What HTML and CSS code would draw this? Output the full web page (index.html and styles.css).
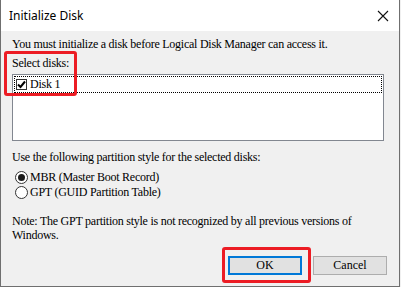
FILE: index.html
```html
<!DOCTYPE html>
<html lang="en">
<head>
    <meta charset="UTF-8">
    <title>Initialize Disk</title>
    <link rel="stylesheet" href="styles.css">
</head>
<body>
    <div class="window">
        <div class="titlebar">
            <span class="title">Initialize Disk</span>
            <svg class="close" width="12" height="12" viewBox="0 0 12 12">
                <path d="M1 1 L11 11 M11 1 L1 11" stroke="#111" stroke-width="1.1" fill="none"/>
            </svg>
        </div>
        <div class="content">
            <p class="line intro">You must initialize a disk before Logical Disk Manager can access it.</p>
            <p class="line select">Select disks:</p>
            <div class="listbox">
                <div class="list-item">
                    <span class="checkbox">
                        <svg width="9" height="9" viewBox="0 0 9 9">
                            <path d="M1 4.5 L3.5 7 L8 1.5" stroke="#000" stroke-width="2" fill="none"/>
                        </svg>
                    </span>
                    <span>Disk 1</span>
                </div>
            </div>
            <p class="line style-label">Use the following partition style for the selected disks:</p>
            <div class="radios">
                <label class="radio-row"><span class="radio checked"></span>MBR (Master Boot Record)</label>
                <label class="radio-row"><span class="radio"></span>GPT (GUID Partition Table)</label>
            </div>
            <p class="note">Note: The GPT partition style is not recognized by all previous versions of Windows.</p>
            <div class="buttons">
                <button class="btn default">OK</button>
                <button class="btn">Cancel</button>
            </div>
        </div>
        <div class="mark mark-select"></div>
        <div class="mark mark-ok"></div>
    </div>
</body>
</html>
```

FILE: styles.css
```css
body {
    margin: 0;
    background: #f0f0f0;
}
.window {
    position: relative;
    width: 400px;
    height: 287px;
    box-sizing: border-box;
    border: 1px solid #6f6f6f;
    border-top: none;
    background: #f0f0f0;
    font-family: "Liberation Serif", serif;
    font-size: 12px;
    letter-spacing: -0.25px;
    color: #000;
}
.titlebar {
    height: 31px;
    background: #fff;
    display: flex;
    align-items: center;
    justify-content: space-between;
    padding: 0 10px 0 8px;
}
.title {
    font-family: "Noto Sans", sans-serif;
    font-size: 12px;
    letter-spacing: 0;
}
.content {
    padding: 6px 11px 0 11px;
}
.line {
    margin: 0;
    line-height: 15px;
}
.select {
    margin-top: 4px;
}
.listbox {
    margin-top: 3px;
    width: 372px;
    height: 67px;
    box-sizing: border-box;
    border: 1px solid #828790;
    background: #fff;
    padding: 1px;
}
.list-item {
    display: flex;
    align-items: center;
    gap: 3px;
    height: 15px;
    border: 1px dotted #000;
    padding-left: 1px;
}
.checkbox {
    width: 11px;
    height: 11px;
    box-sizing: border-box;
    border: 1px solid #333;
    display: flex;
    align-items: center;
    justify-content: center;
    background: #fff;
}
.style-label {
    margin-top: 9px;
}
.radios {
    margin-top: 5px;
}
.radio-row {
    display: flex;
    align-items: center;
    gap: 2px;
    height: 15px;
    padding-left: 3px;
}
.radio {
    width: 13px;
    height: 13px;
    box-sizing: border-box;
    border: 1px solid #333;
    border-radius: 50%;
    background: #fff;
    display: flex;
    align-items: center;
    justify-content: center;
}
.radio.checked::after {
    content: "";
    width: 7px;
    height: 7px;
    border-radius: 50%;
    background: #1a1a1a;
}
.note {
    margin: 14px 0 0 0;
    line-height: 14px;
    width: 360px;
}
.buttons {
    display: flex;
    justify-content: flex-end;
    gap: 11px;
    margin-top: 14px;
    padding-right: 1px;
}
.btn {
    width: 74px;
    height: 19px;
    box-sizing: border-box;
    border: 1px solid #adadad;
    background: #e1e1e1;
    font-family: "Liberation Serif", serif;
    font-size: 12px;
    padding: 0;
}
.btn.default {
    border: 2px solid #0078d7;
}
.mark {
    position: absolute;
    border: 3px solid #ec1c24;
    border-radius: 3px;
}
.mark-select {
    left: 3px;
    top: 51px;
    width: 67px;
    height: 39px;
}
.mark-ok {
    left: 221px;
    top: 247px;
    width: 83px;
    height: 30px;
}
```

• • • • •

What is needed: Leave out the pictures and copy the rest of the material above exactly.

Exercise answer:
What HTML and CSS code would draw this? Output the full web page (index.html and styles.css).
FILE: index.html
```html
<!DOCTYPE html>
<html lang="en">
<head>
    <meta charset="UTF-8">
    <title>Initialize Disk</title>
    <link rel="stylesheet" href="styles.css">
</head>
<body>
    <div class="window">
        <div class="titlebar">
            <span class="title">Initialize Disk</span>
            <svg class="close" width="12" height="12" viewBox="0 0 12 12">
                <path d="M1 1 L11 11 M11 1 L1 11" stroke="#111" stroke-width="1.1" fill="none"/>
            </svg>
        </div>
        <div class="content">
            <p class="line intro">You must initialize a disk before Logical Disk Manager can access it.</p>
            <p class="line select">Select disks:</p>
            <div class="listbox">
                <div class="list-item">
                    <span class="checkbox">
                        <svg width="9" height="9" viewBox="0 0 9 9">
                            <path d="M1 4.5 L3.5 7 L8 1.5" stroke="#000" stroke-width="2" fill="none"/>
                        </svg>
                    </span>
                    <span>Disk 1</span>
                </div>
            </div>
            <p class="line style-label">Use the following partition style for the selected disks:</p>
            <div class="radios">
                <label class="radio-row"><span class="radio checked"></span>MBR (Master Boot Record)</label>
                <label class="radio-row"><span class="radio"></span>GPT (GUID Partition Table)</label>
            </div>
            <p class="note">Note: The GPT partition style is not recognized by all previous versions of Windows.</p>
            <div class="buttons">
                <button class="btn default">OK</button>
                <button class="btn">Cancel</button>
            </div>
        </div>
        <div class="mark mark-select"></div>
        <div class="mark mark-ok"></div>
    </div>
</body>
</html>
```

FILE: styles.css
```css
body {
    margin: 0;
    background: #f0f0f0;
}
.window {
    position: relative;
    width: 400px;
    height: 287px;
    box-sizing: border-box;
    border: 1px solid #6f6f6f;
    border-top: none;
    background: #f0f0f0;
    font-family: "Liberation Serif", serif;
    font-size: 12px;
    letter-spacing: -0.25px;
    color: #000;
}
.titlebar {
    height: 31px;
    background: #fff;
    display: flex;
    align-items: center;
    justify-content: space-between;
    padding: 0 10px 0 8px;
}
.title {
    font-family: "Noto Sans", sans-serif;
    font-size: 12px;
    letter-spacing: 0;
}
.content {
    padding: 6px 11px 0 11px;
}
.line {
    margin: 0;
    line-height: 15px;
}
.select {
    margin-top: 4px;
}
.listbox {
    margin-top: 3px;
    width: 372px;
    height: 67px;
    box-sizing: border-box;
    border: 1px solid #828790;
    background: #fff;
    padding: 1px;
}
.list-item {
    display: flex;
    align-items: center;
    gap: 3px;
    height: 15px;
    border: 1px dotted #000;
    padding-left: 1px;
}
.checkbox {
    width: 11px;
    height: 11px;
    box-sizing: border-box;
    border: 1px solid #333;
    display: flex;
    align-items: center;
    justify-content: center;
    background: #fff;
}
.style-label {
    margin-top: 9px;
}
.radios {
    margin-top: 5px;
}
.radio-row {
    display: flex;
    align-items: center;
    gap: 2px;
    height: 15px;
    padding-left: 3px;
}
.radio {
    width: 13px;
    height: 13px;
    box-sizing: border-box;
    border: 1px solid #333;
    border-radius: 50%;
    background: #fff;
    display: flex;
    align-items: center;
    justify-content: center;
}
.radio.checked::after {
    content: "";
    width: 7px;
    height: 7px;
    border-radius: 50%;
    background: #1a1a1a;
}
.note {
    margin: 14px 0 0 0;
    line-height: 14px;
    width: 360px;
}
.buttons {
    display: flex;
    justify-content: flex-end;
    gap: 11px;
    margin-top: 14px;
    padding-right: 1px;
}
.btn {
    width: 74px;
    height: 19px;
    box-sizing: border-box;
    border: 1px solid #adadad;
    background: #e1e1e1;
    font-family: "Liberation Serif", serif;
    font-size: 12px;
    padding: 0;
}
.btn.default {
    border: 2px solid #0078d7;
}
.mark {
    position: absolute;
    border: 3px solid #ec1c24;
    border-radius: 3px;
}
.mark-select {
    left: 3px;
    top: 51px;
    width: 67px;
    height: 39px;
}
.mark-ok {
    left: 221px;
    top: 247px;
    width: 83px;
    height: 30px;
}
```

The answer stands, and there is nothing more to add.